The remains were detected but not yet exhumed. Lisa Lapointe, chief coroner in British Columbia, said it was advised by the Tk’emlúps te Secwépemc on Thursday about the discovery of a burial site located adjacent to the former Kamloops Indian Residential School.
“We are early in the process of gathering information and will continue to work collaboratively with the Tk’emlúps te Secwépemc and others as this sensitive work progresses,” Lapointe said
“We recognize the tragic, heartbreaking devastation that the Canadian residential school system has inflicted upon so many, and our thoughts are with all of those who are in mourning today.”
Aa radar specialist is completing a survey of the ground and anticipate having a full report ready by mid-June. Casimir said it will be shared publicly but not until it has been disclosed to its membership and other local First Nations chiefs.
She said they will also be looking into what it can do to repatriate the remains and honor the children and the families impacted.
British Columbia Premier John Horgan said he was “horrified and heartbroken” to learn of the discovery, calling it a tragedy of “unimaginable proportions” that highlights the violence and consequences of the residential school system.
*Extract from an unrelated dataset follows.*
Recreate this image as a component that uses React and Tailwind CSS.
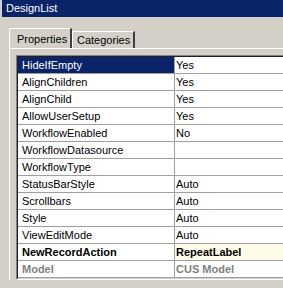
const rows = [
  { name: "HideIfEmpty", value: "Yes", selected: true },
  { name: "AlignChildren", value: "Yes" },
  { name: "AlignChild", value: "Yes" },
  { name: "AllowUserSetup", value: "Yes" },
  { name: "WorkflowEnabled", value: "No" },
  { name: "WorkflowDatasource", value: "" },
  { name: "WorkflowType", value: "" },
  { name: "StatusBarStyle", value: "Auto" },
  { name: "Scrollbars", value: "Auto" },
  { name: "Style", value: "Auto" },
  { name: "ViewEditMode", value: "Auto" },
  { name: "NewRecordAction", value: "RepeatLabel", bold: true, highlight: true },
  { name: "Model", value: "CUS Model", bold: true, disabled: true },
];

function Row({ row }) {
  const text = row.disabled ? "text-[#808080]" : "text-black";
  const weight = row.bold ? "font-bold" : "font-normal";
  return (
    <div className="flex h-[17px] border-b border-[#a0a0a0]">
      <div
        className={
          "w-[156px] shrink-0 pl-[4px] leading-[16px] whitespace-nowrap " +
          weight +
          " " +
          (row.selected ? "bg-[#0a246a] text-white" : "bg-white " + text)
        }
      >
        {row.name}
      </div>
      <div className="w-px shrink-0 bg-[#a0a0a0]" />
      <div
        className={
          "flex-1 pl-[1px] leading-[16px] whitespace-nowrap " +
          weight +
          " " +
          text +
          " " +
          (row.highlight ? "bg-[#fffbe8]" : "bg-white")
        }
      >
        {row.value}
      </div>
    </div>
  );
}

export default function App() {
  return (
    <div
      className="w-[283px] h-[288px] overflow-hidden bg-[#d4d0c8] text-[11px]"
      style={{ fontFamily: '"Liberation Sans", Arial, sans-serif' }}
    >
      {/* Title bar */}
      <div className="ml-[2px] h-[17px] bg-[#0a246a] pl-[4px] leading-[17px] text-white">
        DesignList
      </div>

      {/* Tabs */}
      <div className="mt-[11px] ml-[9px] flex items-end h-[20px]">
        <div className="h-[20px] w-[63px] rounded-tl-[2px] border-t border-l border-white border-r-2 border-r-[#404040] pl-[7px] pt-[3px] leading-[14px] text-black">
          Properties
        </div>
        <div className="h-[17px] w-[63px] rounded-tl-[2px] border-t border-l border-white border-r-2 border-r-[#404040] pl-[4px] pt-[1px] leading-[14px] text-black">
          Categories
        </div>
      </div>

      {/* Panel */}
      <div className="ml-[9px] w-[400px] border-t border-l border-white pl-[6px] pt-[6px]">
        <div className="w-[380px] border-t border-l border-[#808080] border-b border-b-white">
          <div className="border-t border-l border-[#202020] border-b border-b-[#d4d0c8]">
            {rows.map((r) => (
              <Row key={r.name} row={r} />
            ))}
          </div>
        </div>
      </div>
    </div>
  );
}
Canadian politician, New Democratic leader Jagmeet Singh, stated that if this had occurred in any other country that Canada would demand answers, CNN reports.
"The federal government has to play a role in making sure that these families know what happened, these families know the truth, that these families can have closure and Canada can confront the reality of this genocide," Singh stated.
He vowed to fight for justice and for answers.
Canadian Prime Minister Justin Trudeau stated at a Monday press conference that Canada will not “hide” from this tragedy, which he said is not “an isolated incident.”
We have to acknowledge the truth,” he said, according to CNN. “Residential schools were a reality, a tragedy that existed here, in our country, and we have to own up to it."
The Kamloops school operated between 1890 and 1969, when the federal government took over operations from the Catholic Church and operated it as a day school until it closed in 1978.
Casimir said it’s believed the deaths are undocumented, although a local museum archivist is working with the Royal British Columbia Museum to see if any records of the deaths can be found.
“Given the size of the school, with up to 500 students registered and attending at any one time, we understand that this confirmed loss affects First Nations communities across British Columbia and beyond,” Casimir said in the initial release issued late Thursday.
The leadership of the Tk’emlups community “acknowledges their responsibility to caretake for these lost children,” Casimir said.
Access to the latest technology allows for a true accounting of the missing children and will hopefully bring some peace and closure to those lives lost, she said in the release.
Casimir said band officials are informing community members and surrounding communities that had children who attended the school.
The First Nations Health Authority called the discovery of the remains “extremely painful” and said in a website posting that it “will have a significant impact on the Tk’emlúps community and in the communities served by this residential school.”
The authority’s CEO, Richard Jock, said the discovery “illustrates the damaging and lasting impacts that the residential school system continues to have on First Nations people, their families and communities,.”
Nicole Schabus, a law professor at Thompson Rivers University, said each of her first-year law students at the Kamloops university spends at least one day at the former residential school speaking with survivors about conditions they had endured.
She said she did not hear survivors talk about an unmarked grave area, “but they all talk about the kids who didn’t make it.”
The Associated Press contributed to this report.